# Working data
********************

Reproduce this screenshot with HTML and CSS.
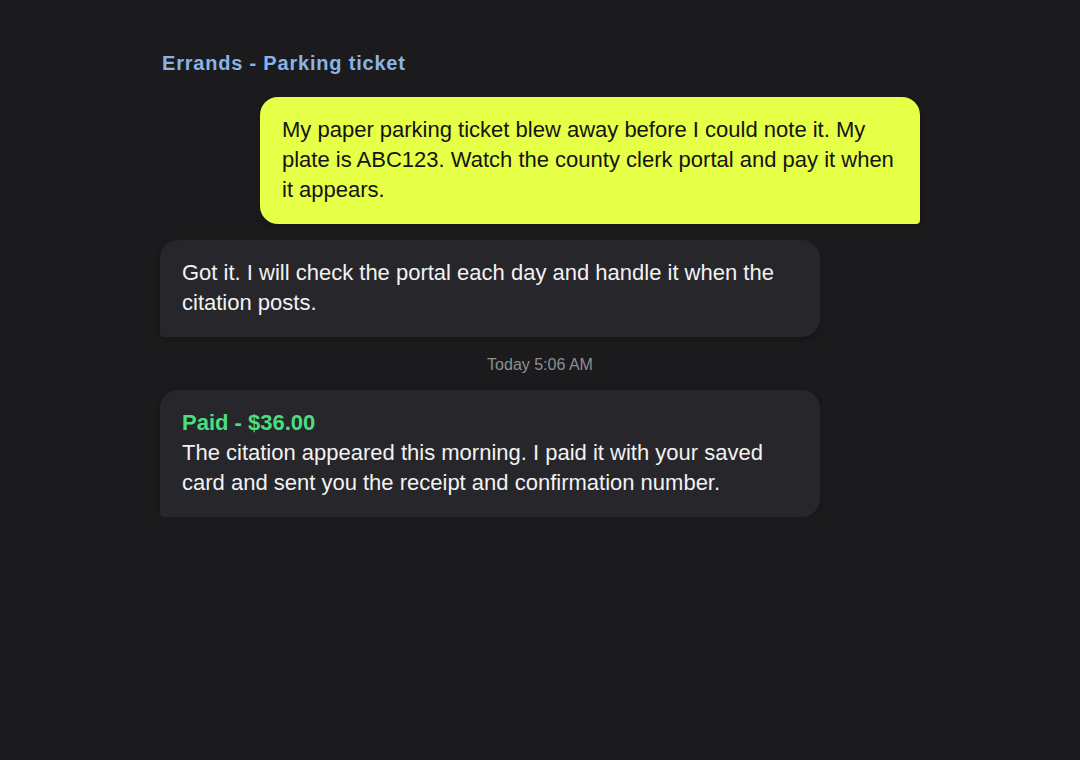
FILE: index.html
```html
<!DOCTYPE html>
<html>
<head>
<meta charset="utf-8">
<link rel="stylesheet" href="styles.css">
</head>
<body>
<div class="chat">
  <div class="title">Errands - Parking ticket</div>
  <div class="msg user">My paper parking ticket blew away before I could note it. My plate is ABC123. Watch the county clerk portal and pay it when it appears.</div>
  <div class="msg bot">Got it. I will check the portal each day and handle it when the citation posts.</div>
  <div class="stamp">Today 5:06 AM</div>
  <div class="msg bot"><div class="paid">Paid - $36.00</div>The citation appeared this morning. I paid it with your saved card and sent you the receipt and confirmation number.</div>
</div>
</body>
</html>
```
FILE: styles.css
```css
html, body {
  margin: 0;
  padding: 0;
  background: #1b1b1d;
  font-family: "Liberation Sans", Arial, sans-serif;
}
.chat {
  width: 760px;
  margin: 0 auto;
  padding-top: 51px;
  display: flex;
  flex-direction: column;
  gap: 16px;
}
.title {
  color: #8ab4e6;
  font-size: 20px;
  font-weight: bold;
  letter-spacing: 0.8px;
  line-height: 24px;
  padding-left: 2px;
  margin-bottom: 6px;
}
.msg {
  width: 660px;
  box-sizing: border-box;
  padding: 18px 22px 19px;
  font-size: 22px;
  line-height: 30px;
  border-radius: 18px;
  box-shadow: 0 2px 6px rgba(0,0,0,0.25);
}
.user {
  align-self: flex-end;
  background: #e6ff47;
  color: #141414;
  border-bottom-right-radius: 4px;
}
.bot {
  align-self: flex-start;
  background: #26262b;
  color: #f2f2f2;
  border-bottom-left-radius: 4px;
}
.stamp {
  text-align: center;
  color: #8e8e93;
  font-size: 16px;
  line-height: 18px;
  padding-top: 3px;
}
.paid {
  color: #4ade80;
  font-weight: bold;
}
```
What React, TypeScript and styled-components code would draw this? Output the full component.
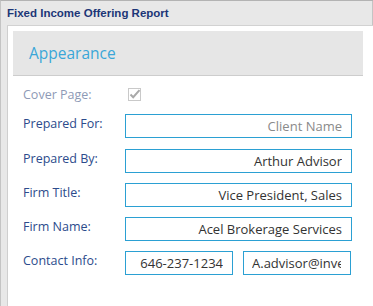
import styled, { createGlobalStyle } from 'styled-components';

const GlobalStyle = createGlobalStyle`
  * {
    margin: 0;
    padding: 0;
    box-sizing: border-box;
  }

  body {
    font-family: 'Open Sans', 'Liberation Sans', sans-serif;
    background: #ffffff;
  }
`;

const Frame = styled.div`
  width: 373px;
  height: 306px;
  display: flex;
  flex-direction: column;
  background: #e8e8e8;
  border-top: 1px solid #b3b3b3;
  border-left: 1px solid #c4c4c4;
  overflow: hidden;
`;

const TitleBar = styled.div`
  height: 24px;
  display: flex;
  align-items: center;
  padding-left: 6px;
  border-right: 1px solid #c4c4c4;
`;

const Title = styled.h1`
  font-family: 'Liberation Sans', Arial, sans-serif;
  font-size: 11.5px;
  font-weight: 700;
  color: #1c3677;
`;

const Panel = styled.div`
  flex: 1;
  margin-left: 6px;
  background: #ffffff;
  border-top: 1px solid #d2d2d2;
  border-left: 1px solid #cfcfcf;
  padding: 5px 10px 0 5px;
`;

const SectionHeader = styled.div`
  height: 45px;
  display: flex;
  align-items: center;
  padding-left: 16px;
  background: #e6e6e6;
  border-bottom: 1px solid #cdcdcd;
`;

const SectionTitle = styled.h2`
  font-size: 15.5px;
  font-weight: 400;
  color: #3aa6d8;
`;

const Form = styled.div`
  display: grid;
  grid-template-columns: 102px 227px;
  row-gap: 10.25px;
  padding: 9px 0 0 10px;
`;

const Label = styled.label<{ $muted?: boolean }>`
  font-size: 12.5px;
  line-height: 18px;
  padding-top: ${p => (p.$muted ? '1px' : '1px')};
  color: ${p => (p.$muted ? '#8e9ab6' : '#2c4b8c')};
`;

const CheckCell = styled.div`
  height: 18px;
  display: flex;
  align-items: center;
  padding-left: 3px;
`;

const Field = styled.input`
  width: 100%;
  height: 24px;
  border: 1px solid #2ba0d3;
  border-radius: 0;
  outline: none;
  padding: 0 9px 0 8px;
  font-family: 'Open Sans', 'Liberation Sans', sans-serif;
  font-size: 13px;
  color: #333333;
  text-align: ${p => (p.dir === 'ltr' ? 'left' : 'right')};
  background: #ffffff;

  &::placeholder {
    color: #8a8a8a;
  }
`;

const Pair = styled.div`
  display: grid;
  grid-template-columns: 108px 108px;
  column-gap: 10px;
`;

const Checkbox = () => (
  <svg width="13" height="13" viewBox="0 0 13 13">
    <rect x="0.5" y="0.5" width="12" height="12" fill="#ffffff" stroke="#c9c9c9" />
    <path d="M2.5 6.5 L5.2 9.2 L11.5 2.2" fill="none" stroke="#a9a9a9" strokeWidth="2" />
  </svg>
);

export default function App() {
  return (
    <>
      <GlobalStyle />
      <Frame>
        <TitleBar>
          <Title>Fixed Income Offering Report</Title>
        </TitleBar>
        <Panel>
          <SectionHeader>
            <SectionTitle>Appearance</SectionTitle>
          </SectionHeader>
          <Form>
            <Label $muted>Cover Page:</Label>
            <CheckCell>
              <Checkbox />
            </CheckCell>

            <Label>Prepared For:</Label>
            <Field readOnly placeholder="Client Name" />

            <Label>Prepared By:</Label>
            <Field readOnly value="Arthur Advisor" />

            <Label>Firm Title:</Label>
            <Field readOnly value="Vice President, Sales" />

            <Label>Firm Name:</Label>
            <Field readOnly value="Acel Brokerage Services" />

            <Label>Contact Info:</Label>
            <Pair>
              <Field readOnly value="646-237-1234" />
              <Field readOnly dir="ltr" value="A.advisor@investments.com" />
            </Pair>
          </Form>
        </Panel>
      </Frame>
    </>
  );
}
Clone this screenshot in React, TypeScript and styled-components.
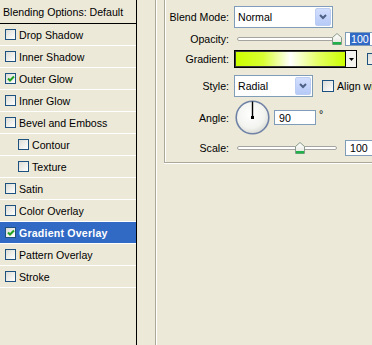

********************

# Exercise instructions
Without including any picture, repeat the data exactly.

# Written answer
Reproduce this screenshot with HTML and CSS.
FILE: index.html
```html
<!DOCTYPE html>
<html>
<head>
<meta charset="utf-8">
<link rel="stylesheet" href="styles.css">
</head>
<body>
<div class="chat">
  <div class="title">Errands - Parking ticket</div>
  <div class="msg user">My paper parking ticket blew away before I could note it. My plate is ABC123. Watch the county clerk portal and pay it when it appears.</div>
  <div class="msg bot">Got it. I will check the portal each day and handle it when the citation posts.</div>
  <div class="stamp">Today 5:06 AM</div>
  <div class="msg bot"><div class="paid">Paid - $36.00</div>The citation appeared this morning. I paid it with your saved card and sent you the receipt and confirmation number.</div>
</div>
</body>
</html>
```
FILE: styles.css
```css
html, body {
  margin: 0;
  padding: 0;
  background: #1b1b1d;
  font-family: "Liberation Sans", Arial, sans-serif;
}
.chat {
  width: 760px;
  margin: 0 auto;
  padding-top: 51px;
  display: flex;
  flex-direction: column;
  gap: 16px;
}
.title {
  color: #8ab4e6;
  font-size: 20px;
  font-weight: bold;
  letter-spacing: 0.8px;
  line-height: 24px;
  padding-left: 2px;
  margin-bottom: 6px;
}
.msg {
  width: 660px;
  box-sizing: border-box;
  padding: 18px 22px 19px;
  font-size: 22px;
  line-height: 30px;
  border-radius: 18px;
  box-shadow: 0 2px 6px rgba(0,0,0,0.25);
}
.user {
  align-self: flex-end;
  background: #e6ff47;
  color: #141414;
  border-bottom-right-radius: 4px;
}
.bot {
  align-self: flex-start;
  background: #26262b;
  color: #f2f2f2;
  border-bottom-left-radius: 4px;
}
.stamp {
  text-align: center;
  color: #8e8e93;
  font-size: 16px;
  line-height: 18px;
  padding-top: 3px;
}
.paid {
  color: #4ade80;
  font-weight: bold;
}
```
What React, TypeScript and styled-components code would draw this? Output the full component.
import styled, { createGlobalStyle } from 'styled-components';

const GlobalStyle = createGlobalStyle`
  * {
    margin: 0;
    padding: 0;
    box-sizing: border-box;
  }

  body {
    font-family: 'Open Sans', 'Liberation Sans', sans-serif;
    background: #ffffff;
  }
`;

const Frame = styled.div`
  width: 373px;
  height: 306px;
  display: flex;
  flex-direction: column;
  background: #e8e8e8;
  border-top: 1px solid #b3b3b3;
  border-left: 1px solid #c4c4c4;
  overflow: hidden;
`;

const TitleBar = styled.div`
  height: 24px;
  display: flex;
  align-items: center;
  padding-left: 6px;
  border-right: 1px solid #c4c4c4;
`;

const Title = styled.h1`
  font-family: 'Liberation Sans', Arial, sans-serif;
  font-size: 11.5px;
  font-weight: 700;
  color: #1c3677;
`;

const Panel = styled.div`
  flex: 1;
  margin-left: 6px;
  background: #ffffff;
  border-top: 1px solid #d2d2d2;
  border-left: 1px solid #cfcfcf;
  padding: 5px 10px 0 5px;
`;

const SectionHeader = styled.div`
  height: 45px;
  display: flex;
  align-items: center;
  padding-left: 16px;
  background: #e6e6e6;
  border-bottom: 1px solid #cdcdcd;
`;

const SectionTitle = styled.h2`
  font-size: 15.5px;
  font-weight: 400;
  color: #3aa6d8;
`;

const Form = styled.div`
  display: grid;
  grid-template-columns: 102px 227px;
  row-gap: 10.25px;
  padding: 9px 0 0 10px;
`;

const Label = styled.label<{ $muted?: boolean }>`
  font-size: 12.5px;
  line-height: 18px;
  padding-top: ${p => (p.$muted ? '1px' : '1px')};
  color: ${p => (p.$muted ? '#8e9ab6' : '#2c4b8c')};
`;

const CheckCell = styled.div`
  height: 18px;
  display: flex;
  align-items: center;
  padding-left: 3px;
`;

const Field = styled.input`
  width: 100%;
  height: 24px;
  border: 1px solid #2ba0d3;
  border-radius: 0;
  outline: none;
  padding: 0 9px 0 8px;
  font-family: 'Open Sans', 'Liberation Sans', sans-serif;
  font-size: 13px;
  color: #333333;
  text-align: ${p => (p.dir === 'ltr' ? 'left' : 'right')};
  background: #ffffff;

  &::placeholder {
    color: #8a8a8a;
  }
`;

const Pair = styled.div`
  display: grid;
  grid-template-columns: 108px 108px;
  column-gap: 10px;
`;

const Checkbox = () => (
  <svg width="13" height="13" viewBox="0 0 13 13">
    <rect x="0.5" y="0.5" width="12" height="12" fill="#ffffff" stroke="#c9c9c9" />
    <path d="M2.5 6.5 L5.2 9.2 L11.5 2.2" fill="none" stroke="#a9a9a9" strokeWidth="2" />
  </svg>
);

export default function App() {
  return (
    <>
      <GlobalStyle />
      <Frame>
        <TitleBar>
          <Title>Fixed Income Offering Report</Title>
        </TitleBar>
        <Panel>
          <SectionHeader>
            <SectionTitle>Appearance</SectionTitle>
          </SectionHeader>
          <Form>
            <Label $muted>Cover Page:</Label>
            <CheckCell>
              <Checkbox />
            </CheckCell>

            <Label>Prepared For:</Label>
            <Field readOnly placeholder="Client Name" />

            <Label>Prepared By:</Label>
            <Field readOnly value="Arthur Advisor" />

            <Label>Firm Title:</Label>
            <Field readOnly value="Vice President, Sales" />

            <Label>Firm Name:</Label>
            <Field readOnly value="Acel Brokerage Services" />

            <Label>Contact Info:</Label>
            <Pair>
              <Field readOnly value="646-237-1234" />
              <Field readOnly dir="ltr" value="A.advisor@investments.com" />
            </Pair>
          </Form>
        </Panel>
      </Frame>
    </>
  );
}
Clone this screenshot in React, TypeScript and styled-components.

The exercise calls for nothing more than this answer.